- **YOUR TASK**: Reproduce the data below in full and exclude every picture.

- **GIVEN INFORMATION**:
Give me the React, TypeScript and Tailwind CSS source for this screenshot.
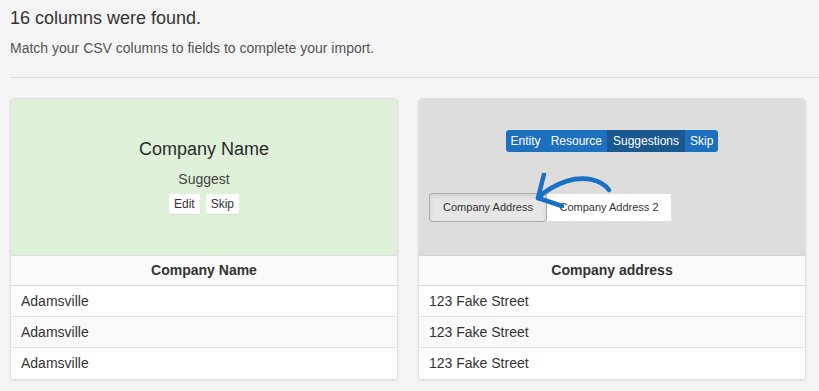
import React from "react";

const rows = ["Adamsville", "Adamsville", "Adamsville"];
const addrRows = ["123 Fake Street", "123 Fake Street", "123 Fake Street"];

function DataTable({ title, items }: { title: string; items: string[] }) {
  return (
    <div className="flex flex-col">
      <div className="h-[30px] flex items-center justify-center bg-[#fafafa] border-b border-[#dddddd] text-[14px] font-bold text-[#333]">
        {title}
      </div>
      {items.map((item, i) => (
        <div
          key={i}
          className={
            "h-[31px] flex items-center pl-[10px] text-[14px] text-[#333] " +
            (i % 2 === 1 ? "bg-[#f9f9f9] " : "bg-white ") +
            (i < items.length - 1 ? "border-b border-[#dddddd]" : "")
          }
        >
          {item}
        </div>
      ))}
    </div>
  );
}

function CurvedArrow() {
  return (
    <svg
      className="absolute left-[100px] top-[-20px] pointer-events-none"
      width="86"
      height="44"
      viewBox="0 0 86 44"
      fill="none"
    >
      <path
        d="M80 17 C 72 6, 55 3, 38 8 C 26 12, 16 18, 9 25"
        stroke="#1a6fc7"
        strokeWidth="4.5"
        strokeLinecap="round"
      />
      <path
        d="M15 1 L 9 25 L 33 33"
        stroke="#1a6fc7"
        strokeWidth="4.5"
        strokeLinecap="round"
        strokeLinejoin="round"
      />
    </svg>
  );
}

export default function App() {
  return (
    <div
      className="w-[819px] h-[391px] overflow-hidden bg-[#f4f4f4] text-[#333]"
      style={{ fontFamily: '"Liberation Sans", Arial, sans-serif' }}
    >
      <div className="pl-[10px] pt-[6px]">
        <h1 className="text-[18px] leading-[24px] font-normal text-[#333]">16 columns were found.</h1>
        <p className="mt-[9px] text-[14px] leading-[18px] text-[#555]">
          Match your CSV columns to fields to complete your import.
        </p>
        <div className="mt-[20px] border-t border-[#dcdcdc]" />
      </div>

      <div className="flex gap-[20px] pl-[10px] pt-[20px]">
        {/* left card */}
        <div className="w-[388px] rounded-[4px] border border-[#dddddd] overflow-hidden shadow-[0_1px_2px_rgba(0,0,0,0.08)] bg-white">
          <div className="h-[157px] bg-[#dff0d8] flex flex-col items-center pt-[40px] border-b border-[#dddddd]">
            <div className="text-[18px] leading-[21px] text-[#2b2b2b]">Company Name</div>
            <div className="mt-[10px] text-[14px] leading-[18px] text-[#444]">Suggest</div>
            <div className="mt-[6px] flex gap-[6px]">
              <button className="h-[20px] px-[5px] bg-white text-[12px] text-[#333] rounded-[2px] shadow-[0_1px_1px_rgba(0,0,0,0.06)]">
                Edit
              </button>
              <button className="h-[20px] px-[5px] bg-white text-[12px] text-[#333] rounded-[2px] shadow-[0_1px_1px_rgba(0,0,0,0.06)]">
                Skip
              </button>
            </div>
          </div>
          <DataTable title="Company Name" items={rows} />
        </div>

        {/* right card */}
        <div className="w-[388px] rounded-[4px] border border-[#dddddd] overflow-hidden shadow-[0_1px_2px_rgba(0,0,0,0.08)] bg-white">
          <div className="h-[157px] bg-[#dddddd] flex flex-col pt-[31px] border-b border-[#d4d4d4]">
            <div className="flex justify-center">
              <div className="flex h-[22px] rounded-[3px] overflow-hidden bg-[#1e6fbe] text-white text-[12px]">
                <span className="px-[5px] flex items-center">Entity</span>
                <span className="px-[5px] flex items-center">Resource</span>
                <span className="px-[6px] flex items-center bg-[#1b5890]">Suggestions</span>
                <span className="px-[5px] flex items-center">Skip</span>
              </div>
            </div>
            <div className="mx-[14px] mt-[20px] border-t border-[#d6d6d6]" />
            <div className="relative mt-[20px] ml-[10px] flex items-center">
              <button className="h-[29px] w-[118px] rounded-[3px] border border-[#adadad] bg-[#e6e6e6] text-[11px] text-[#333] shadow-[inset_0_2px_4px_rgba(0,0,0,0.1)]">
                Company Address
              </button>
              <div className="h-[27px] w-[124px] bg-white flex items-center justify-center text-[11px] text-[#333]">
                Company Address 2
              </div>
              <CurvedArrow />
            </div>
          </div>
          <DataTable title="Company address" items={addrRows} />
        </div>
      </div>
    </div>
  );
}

- **SOLUTION TO THE PROBLEM**:
Give me the React, TypeScript and Tailwind CSS source for this screenshot.
import React from "react";

const rows = ["Adamsville", "Adamsville", "Adamsville"];
const addrRows = ["123 Fake Street", "123 Fake Street", "123 Fake Street"];

function DataTable({ title, items }: { title: string; items: string[] }) {
  return (
    <div className="flex flex-col">
      <div className="h-[30px] flex items-center justify-center bg-[#fafafa] border-b border-[#dddddd] text-[14px] font-bold text-[#333]">
        {title}
      </div>
      {items.map((item, i) => (
        <div
          key={i}
          className={
            "h-[31px] flex items-center pl-[10px] text-[14px] text-[#333] " +
            (i % 2 === 1 ? "bg-[#f9f9f9] " : "bg-white ") +
            (i < items.length - 1 ? "border-b border-[#dddddd]" : "")
          }
        >
          {item}
        </div>
      ))}
    </div>
  );
}

function CurvedArrow() {
  return (
    <svg
      className="absolute left-[100px] top-[-20px] pointer-events-none"
      width="86"
      height="44"
      viewBox="0 0 86 44"
      fill="none"
    >
      <path
        d="M80 17 C 72 6, 55 3, 38 8 C 26 12, 16 18, 9 25"
        stroke="#1a6fc7"
        strokeWidth="4.5"
        strokeLinecap="round"
      />
      <path
        d="M15 1 L 9 25 L 33 33"
        stroke="#1a6fc7"
        strokeWidth="4.5"
        strokeLinecap="round"
        strokeLinejoin="round"
      />
    </svg>
  );
}

export default function App() {
  return (
    <div
      className="w-[819px] h-[391px] overflow-hidden bg-[#f4f4f4] text-[#333]"
      style={{ fontFamily: '"Liberation Sans", Arial, sans-serif' }}
    >
      <div className="pl-[10px] pt-[6px]">
        <h1 className="text-[18px] leading-[24px] font-normal text-[#333]">16 columns were found.</h1>
        <p className="mt-[9px] text-[14px] leading-[18px] text-[#555]">
          Match your CSV columns to fields to complete your import.
        </p>
        <div className="mt-[20px] border-t border-[#dcdcdc]" />
      </div>

      <div className="flex gap-[20px] pl-[10px] pt-[20px]">
        {/* left card */}
        <div className="w-[388px] rounded-[4px] border border-[#dddddd] overflow-hidden shadow-[0_1px_2px_rgba(0,0,0,0.08)] bg-white">
          <div className="h-[157px] bg-[#dff0d8] flex flex-col items-center pt-[40px] border-b border-[#dddddd]">
            <div className="text-[18px] leading-[21px] text-[#2b2b2b]">Company Name</div>
            <div className="mt-[10px] text-[14px] leading-[18px] text-[#444]">Suggest</div>
            <div className="mt-[6px] flex gap-[6px]">
              <button className="h-[20px] px-[5px] bg-white text-[12px] text-[#333] rounded-[2px] shadow-[0_1px_1px_rgba(0,0,0,0.06)]">
                Edit
              </button>
              <button className="h-[20px] px-[5px] bg-white text-[12px] text-[#333] rounded-[2px] shadow-[0_1px_1px_rgba(0,0,0,0.06)]">
                Skip
              </button>
            </div>
          </div>
          <DataTable title="Company Name" items={rows} />
        </div>

        {/* right card */}
        <div className="w-[388px] rounded-[4px] border border-[#dddddd] overflow-hidden shadow-[0_1px_2px_rgba(0,0,0,0.08)] bg-white">
          <div className="h-[157px] bg-[#dddddd] flex flex-col pt-[31px] border-b border-[#d4d4d4]">
            <div className="flex justify-center">
              <div className="flex h-[22px] rounded-[3px] overflow-hidden bg-[#1e6fbe] text-white text-[12px]">
                <span className="px-[5px] flex items-center">Entity</span>
                <span className="px-[5px] flex items-center">Resource</span>
                <span className="px-[6px] flex items-center bg-[#1b5890]">Suggestions</span>
                <span className="px-[5px] flex items-center">Skip</span>
              </div>
            </div>
            <div className="mx-[14px] mt-[20px] border-t border-[#d6d6d6]" />
            <div className="relative mt-[20px] ml-[10px] flex items-center">
              <button className="h-[29px] w-[118px] rounded-[3px] border border-[#adadad] bg-[#e6e6e6] text-[11px] text-[#333] shadow-[inset_0_2px_4px_rgba(0,0,0,0.1)]">
                Company Address
              </button>
              <div className="h-[27px] w-[124px] bg-white flex items-center justify-center text-[11px] text-[#333]">
                Company Address 2
              </div>
              <CurvedArrow />
            </div>
          </div>
          <DataTable title="Company address" items={addrRows} />
        </div>
      </div>
    </div>
  );
}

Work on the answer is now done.